-- START --

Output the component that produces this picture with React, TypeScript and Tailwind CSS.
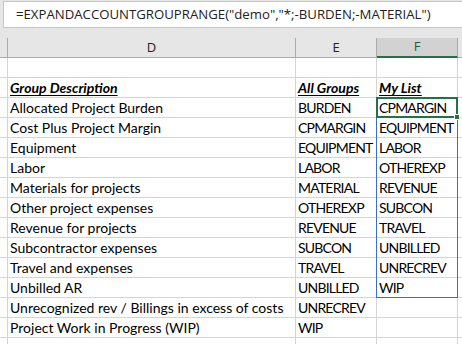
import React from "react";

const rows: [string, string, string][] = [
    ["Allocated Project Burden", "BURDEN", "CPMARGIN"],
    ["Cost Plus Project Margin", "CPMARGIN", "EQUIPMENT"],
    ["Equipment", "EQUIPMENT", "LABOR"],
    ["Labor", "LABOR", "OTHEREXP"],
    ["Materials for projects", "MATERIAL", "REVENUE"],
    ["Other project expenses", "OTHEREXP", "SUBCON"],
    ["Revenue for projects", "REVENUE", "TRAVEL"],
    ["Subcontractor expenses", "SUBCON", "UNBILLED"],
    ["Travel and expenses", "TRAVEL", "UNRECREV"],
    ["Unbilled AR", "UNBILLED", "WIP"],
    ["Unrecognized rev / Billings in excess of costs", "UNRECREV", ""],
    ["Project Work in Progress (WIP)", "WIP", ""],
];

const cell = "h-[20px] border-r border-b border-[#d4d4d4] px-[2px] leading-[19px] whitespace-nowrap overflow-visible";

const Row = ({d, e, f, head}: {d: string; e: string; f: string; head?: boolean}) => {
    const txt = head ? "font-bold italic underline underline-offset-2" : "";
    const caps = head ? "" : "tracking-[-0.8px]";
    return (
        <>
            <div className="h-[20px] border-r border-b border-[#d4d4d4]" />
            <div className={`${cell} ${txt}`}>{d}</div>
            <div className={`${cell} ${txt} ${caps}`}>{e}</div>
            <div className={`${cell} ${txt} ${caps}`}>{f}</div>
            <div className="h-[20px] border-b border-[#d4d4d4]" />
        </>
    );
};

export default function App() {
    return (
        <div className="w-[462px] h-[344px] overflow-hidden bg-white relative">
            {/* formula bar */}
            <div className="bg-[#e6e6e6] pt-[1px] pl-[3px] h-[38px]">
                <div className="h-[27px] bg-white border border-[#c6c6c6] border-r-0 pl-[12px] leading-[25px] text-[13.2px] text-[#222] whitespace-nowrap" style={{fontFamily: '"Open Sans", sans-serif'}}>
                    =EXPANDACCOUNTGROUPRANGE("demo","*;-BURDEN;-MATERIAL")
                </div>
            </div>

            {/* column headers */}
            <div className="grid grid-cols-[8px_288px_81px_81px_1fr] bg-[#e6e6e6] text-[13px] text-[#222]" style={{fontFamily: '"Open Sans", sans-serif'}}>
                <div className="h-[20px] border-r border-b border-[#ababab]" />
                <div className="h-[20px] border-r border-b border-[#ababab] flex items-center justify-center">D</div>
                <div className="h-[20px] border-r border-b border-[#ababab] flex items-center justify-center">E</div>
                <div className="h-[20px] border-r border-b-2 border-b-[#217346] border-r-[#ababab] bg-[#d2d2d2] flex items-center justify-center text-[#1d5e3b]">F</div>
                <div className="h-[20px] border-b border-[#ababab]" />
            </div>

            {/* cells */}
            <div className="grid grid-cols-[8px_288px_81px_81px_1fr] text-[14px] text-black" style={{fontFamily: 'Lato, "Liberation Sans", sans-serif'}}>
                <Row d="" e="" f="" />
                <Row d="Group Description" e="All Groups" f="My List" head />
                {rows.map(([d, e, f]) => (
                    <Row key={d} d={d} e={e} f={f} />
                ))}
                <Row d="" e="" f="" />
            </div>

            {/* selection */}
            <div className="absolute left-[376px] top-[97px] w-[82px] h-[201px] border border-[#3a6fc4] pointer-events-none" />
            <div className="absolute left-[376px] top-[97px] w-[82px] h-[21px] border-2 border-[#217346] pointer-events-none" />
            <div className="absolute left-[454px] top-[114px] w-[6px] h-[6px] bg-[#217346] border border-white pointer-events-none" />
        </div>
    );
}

-- END --

• _EXERCISE OBJECTIVE_
Copy nothing but the lines from the top of the data down to the line containing "import React from", and leave the pictures out.

• _REPLY_
Output the component that produces this picture with React, TypeScript and Tailwind CSS.
import React from "react";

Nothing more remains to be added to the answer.